** Entries with page source code **
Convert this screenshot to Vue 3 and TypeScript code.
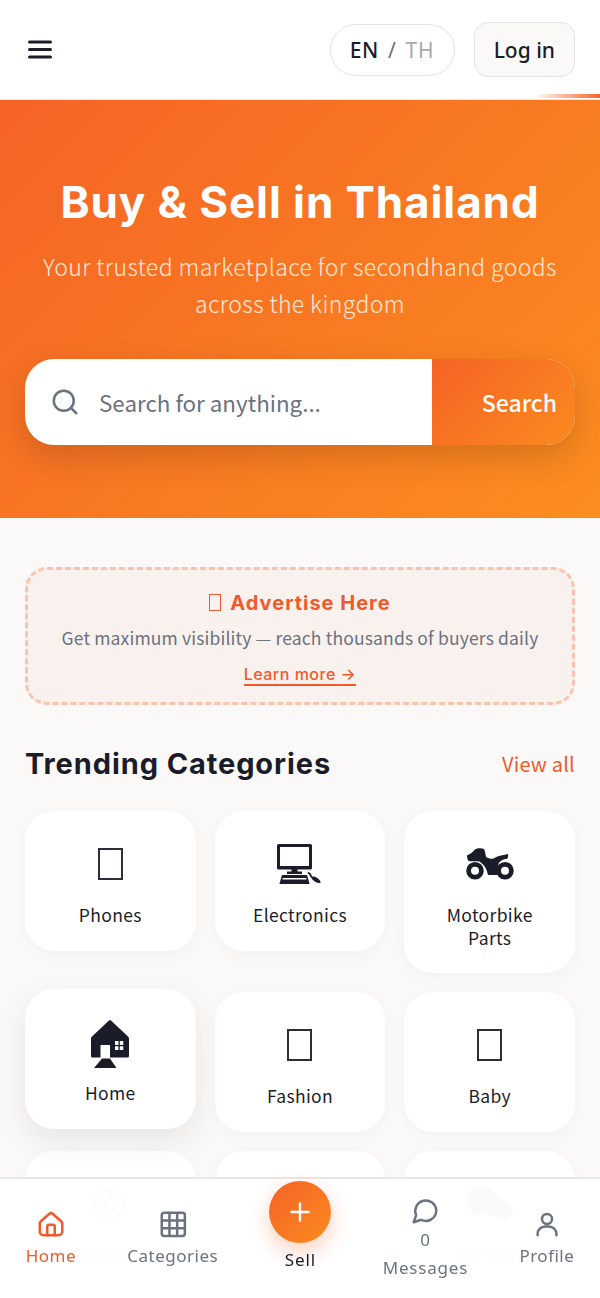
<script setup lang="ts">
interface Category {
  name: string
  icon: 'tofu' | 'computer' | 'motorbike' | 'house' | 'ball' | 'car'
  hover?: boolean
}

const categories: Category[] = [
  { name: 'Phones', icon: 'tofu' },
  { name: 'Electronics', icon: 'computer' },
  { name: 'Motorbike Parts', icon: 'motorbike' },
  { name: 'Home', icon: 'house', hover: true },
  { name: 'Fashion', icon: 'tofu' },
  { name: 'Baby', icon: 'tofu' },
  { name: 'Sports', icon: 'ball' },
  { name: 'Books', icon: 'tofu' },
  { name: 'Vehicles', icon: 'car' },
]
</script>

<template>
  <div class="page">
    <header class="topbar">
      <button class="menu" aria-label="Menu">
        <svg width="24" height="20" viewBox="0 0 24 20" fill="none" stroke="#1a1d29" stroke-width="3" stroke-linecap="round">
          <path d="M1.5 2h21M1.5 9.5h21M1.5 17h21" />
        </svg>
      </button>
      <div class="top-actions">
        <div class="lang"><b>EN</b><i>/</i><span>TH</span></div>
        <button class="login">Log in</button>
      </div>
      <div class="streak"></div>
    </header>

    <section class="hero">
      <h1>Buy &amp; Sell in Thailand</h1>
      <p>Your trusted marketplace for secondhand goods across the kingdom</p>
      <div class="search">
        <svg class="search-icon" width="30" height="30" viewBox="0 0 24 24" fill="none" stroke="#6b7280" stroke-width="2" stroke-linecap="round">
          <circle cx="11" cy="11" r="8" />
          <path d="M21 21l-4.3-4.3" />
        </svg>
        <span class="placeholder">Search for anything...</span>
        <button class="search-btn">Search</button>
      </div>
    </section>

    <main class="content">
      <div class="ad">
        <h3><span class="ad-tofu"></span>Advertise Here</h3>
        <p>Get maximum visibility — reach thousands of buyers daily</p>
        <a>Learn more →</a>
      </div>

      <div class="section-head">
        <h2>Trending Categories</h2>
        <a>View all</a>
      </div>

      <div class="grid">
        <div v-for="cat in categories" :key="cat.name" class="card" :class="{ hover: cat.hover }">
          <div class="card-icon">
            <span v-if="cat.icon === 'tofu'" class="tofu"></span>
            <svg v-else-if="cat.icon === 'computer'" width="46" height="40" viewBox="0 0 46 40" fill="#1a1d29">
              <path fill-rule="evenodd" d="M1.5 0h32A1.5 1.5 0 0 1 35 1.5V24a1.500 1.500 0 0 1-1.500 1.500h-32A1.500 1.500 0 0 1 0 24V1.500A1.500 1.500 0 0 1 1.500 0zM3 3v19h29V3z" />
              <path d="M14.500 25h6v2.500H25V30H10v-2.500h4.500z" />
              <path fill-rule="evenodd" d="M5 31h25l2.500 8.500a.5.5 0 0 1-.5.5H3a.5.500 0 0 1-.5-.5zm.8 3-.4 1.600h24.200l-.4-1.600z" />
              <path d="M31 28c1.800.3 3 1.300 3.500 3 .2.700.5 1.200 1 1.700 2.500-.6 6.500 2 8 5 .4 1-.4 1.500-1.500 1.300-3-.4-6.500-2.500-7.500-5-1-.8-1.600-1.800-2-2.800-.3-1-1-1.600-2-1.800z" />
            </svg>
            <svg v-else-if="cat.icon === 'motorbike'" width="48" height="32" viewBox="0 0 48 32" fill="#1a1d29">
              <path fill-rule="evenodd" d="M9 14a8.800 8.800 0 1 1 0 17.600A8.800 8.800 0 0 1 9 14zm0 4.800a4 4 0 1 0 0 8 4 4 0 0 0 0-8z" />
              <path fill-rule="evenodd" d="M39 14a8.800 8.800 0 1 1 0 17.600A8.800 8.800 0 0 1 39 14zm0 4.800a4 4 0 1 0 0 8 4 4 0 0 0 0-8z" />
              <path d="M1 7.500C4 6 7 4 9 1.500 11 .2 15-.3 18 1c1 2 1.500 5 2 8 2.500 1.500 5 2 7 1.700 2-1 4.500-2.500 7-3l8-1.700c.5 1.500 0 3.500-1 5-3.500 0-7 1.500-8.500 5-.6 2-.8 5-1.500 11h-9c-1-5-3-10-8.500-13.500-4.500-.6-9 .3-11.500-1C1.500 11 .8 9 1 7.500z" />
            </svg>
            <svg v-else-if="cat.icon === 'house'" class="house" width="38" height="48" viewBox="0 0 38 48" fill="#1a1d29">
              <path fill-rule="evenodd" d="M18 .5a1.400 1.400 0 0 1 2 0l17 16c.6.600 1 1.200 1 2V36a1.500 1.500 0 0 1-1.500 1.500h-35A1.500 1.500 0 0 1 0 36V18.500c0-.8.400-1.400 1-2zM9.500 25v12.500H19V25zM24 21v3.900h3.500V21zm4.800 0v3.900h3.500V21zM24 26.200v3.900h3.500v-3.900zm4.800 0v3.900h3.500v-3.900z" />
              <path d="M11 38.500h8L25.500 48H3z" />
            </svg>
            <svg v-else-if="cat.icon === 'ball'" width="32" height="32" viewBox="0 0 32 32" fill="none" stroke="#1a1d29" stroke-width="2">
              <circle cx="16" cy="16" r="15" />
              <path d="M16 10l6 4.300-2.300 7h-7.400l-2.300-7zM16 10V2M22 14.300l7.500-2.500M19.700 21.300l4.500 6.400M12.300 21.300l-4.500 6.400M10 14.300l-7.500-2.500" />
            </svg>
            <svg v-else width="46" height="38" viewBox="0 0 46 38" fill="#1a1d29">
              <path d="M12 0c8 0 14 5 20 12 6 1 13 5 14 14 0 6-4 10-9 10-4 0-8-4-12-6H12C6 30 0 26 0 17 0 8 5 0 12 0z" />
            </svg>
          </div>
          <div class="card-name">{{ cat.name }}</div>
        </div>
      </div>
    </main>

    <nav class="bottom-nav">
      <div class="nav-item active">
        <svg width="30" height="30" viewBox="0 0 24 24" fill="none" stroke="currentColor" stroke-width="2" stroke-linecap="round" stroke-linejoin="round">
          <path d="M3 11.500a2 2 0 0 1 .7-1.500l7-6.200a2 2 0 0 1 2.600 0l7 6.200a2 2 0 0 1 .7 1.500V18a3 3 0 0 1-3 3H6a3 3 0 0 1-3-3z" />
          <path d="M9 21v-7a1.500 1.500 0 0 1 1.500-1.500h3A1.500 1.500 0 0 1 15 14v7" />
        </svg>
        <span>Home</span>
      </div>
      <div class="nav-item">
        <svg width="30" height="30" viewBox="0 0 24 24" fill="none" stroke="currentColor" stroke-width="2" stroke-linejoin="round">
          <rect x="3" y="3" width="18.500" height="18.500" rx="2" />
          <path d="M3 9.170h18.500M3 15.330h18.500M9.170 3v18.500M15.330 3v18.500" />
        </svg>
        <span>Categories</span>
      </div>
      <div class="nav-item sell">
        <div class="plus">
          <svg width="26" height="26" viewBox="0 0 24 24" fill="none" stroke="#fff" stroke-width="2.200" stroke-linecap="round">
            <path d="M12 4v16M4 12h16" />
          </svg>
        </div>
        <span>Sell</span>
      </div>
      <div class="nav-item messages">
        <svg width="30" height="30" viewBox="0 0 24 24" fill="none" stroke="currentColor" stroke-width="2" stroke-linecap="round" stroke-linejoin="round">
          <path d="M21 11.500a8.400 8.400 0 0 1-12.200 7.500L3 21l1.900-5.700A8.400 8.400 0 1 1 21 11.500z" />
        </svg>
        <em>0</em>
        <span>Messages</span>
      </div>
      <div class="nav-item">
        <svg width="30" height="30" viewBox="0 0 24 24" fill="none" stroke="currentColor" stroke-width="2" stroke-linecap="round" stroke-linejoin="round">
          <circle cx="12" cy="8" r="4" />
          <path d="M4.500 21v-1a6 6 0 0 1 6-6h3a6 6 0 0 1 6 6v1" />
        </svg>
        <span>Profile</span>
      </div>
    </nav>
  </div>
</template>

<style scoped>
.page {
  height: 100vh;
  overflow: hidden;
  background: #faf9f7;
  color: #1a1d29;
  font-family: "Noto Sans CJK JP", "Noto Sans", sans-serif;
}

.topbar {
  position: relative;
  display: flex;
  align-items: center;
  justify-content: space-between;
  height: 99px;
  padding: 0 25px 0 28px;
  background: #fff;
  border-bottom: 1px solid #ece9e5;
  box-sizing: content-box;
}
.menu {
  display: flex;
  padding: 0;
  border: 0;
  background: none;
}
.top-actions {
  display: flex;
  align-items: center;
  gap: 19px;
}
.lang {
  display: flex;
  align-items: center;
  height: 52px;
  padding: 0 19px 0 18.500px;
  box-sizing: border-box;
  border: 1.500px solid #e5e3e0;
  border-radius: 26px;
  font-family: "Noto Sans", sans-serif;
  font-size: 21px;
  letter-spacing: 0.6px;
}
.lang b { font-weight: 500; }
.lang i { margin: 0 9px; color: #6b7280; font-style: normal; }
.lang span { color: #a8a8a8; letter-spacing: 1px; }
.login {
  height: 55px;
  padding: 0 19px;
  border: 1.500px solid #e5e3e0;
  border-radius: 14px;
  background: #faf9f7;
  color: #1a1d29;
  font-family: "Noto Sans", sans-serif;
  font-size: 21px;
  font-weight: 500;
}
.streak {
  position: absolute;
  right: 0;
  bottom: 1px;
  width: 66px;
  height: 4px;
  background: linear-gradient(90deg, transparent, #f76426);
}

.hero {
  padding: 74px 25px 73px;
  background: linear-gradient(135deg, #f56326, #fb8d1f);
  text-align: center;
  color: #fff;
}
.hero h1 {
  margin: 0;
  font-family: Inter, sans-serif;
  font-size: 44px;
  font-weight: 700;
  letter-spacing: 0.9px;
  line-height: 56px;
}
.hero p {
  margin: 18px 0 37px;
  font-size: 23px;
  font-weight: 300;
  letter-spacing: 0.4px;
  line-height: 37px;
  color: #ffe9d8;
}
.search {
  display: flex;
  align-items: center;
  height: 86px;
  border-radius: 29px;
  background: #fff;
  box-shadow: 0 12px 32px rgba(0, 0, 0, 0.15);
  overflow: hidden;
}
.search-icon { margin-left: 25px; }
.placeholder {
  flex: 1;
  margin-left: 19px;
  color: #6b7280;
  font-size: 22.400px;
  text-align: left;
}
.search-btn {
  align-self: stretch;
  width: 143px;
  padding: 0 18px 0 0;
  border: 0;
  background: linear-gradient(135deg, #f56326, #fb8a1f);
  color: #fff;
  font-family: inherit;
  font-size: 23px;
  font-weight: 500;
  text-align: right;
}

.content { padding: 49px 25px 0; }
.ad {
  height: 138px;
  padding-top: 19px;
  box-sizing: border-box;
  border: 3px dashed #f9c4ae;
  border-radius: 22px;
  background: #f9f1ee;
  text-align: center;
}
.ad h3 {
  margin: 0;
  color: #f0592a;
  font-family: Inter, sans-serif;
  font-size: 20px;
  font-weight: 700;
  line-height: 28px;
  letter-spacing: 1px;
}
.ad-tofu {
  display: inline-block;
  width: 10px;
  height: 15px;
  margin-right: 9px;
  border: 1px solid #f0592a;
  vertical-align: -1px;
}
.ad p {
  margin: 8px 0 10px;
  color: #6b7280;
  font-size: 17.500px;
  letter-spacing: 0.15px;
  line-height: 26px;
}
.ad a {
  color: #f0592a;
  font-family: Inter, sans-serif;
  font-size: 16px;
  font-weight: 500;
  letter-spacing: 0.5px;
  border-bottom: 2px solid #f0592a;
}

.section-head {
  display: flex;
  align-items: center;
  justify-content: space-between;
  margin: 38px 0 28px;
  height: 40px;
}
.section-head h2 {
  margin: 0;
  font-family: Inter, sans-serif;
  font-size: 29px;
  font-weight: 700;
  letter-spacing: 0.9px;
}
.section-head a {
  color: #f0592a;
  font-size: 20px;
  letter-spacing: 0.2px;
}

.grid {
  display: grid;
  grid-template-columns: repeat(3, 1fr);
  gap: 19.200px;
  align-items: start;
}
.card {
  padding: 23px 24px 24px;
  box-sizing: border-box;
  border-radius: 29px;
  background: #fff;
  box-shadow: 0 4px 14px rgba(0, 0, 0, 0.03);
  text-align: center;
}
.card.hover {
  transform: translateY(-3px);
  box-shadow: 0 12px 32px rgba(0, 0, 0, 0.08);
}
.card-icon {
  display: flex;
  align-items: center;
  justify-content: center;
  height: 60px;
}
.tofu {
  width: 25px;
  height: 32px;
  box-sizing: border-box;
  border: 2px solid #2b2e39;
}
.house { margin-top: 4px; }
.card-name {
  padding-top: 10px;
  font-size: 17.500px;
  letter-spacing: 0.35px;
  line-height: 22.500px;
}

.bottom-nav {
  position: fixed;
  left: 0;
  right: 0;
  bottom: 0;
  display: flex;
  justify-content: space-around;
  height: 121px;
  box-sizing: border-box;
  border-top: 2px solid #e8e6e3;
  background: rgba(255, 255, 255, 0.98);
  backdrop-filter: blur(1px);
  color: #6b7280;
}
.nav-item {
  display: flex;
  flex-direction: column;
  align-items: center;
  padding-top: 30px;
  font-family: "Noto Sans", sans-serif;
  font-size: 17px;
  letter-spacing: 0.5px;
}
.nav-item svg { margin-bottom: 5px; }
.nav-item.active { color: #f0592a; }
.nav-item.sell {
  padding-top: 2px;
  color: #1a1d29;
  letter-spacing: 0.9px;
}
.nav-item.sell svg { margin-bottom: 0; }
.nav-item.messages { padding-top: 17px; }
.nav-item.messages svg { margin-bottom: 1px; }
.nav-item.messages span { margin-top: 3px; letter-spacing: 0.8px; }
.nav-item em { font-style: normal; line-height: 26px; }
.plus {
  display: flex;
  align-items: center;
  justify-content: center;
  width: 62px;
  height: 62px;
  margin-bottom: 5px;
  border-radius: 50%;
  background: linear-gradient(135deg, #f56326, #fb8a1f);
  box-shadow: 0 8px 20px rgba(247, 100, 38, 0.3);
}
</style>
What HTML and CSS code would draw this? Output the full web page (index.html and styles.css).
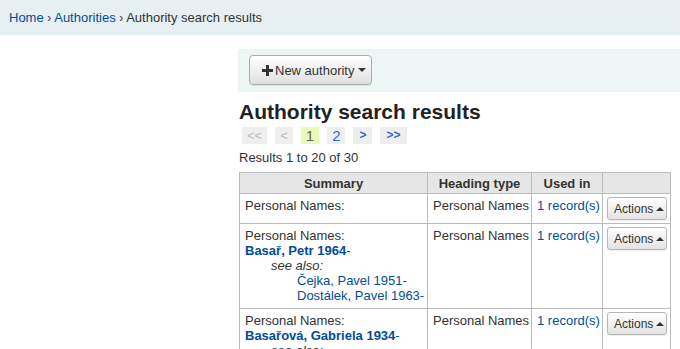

** Task requirements **
Only lines holding the string "this" are wanted; gather each one from the entries above.

** Finished answer **
Convert this screenshot to Vue 3 and TypeScript code.
What HTML and CSS code would draw this? Output the full web page (index.html and styles.css).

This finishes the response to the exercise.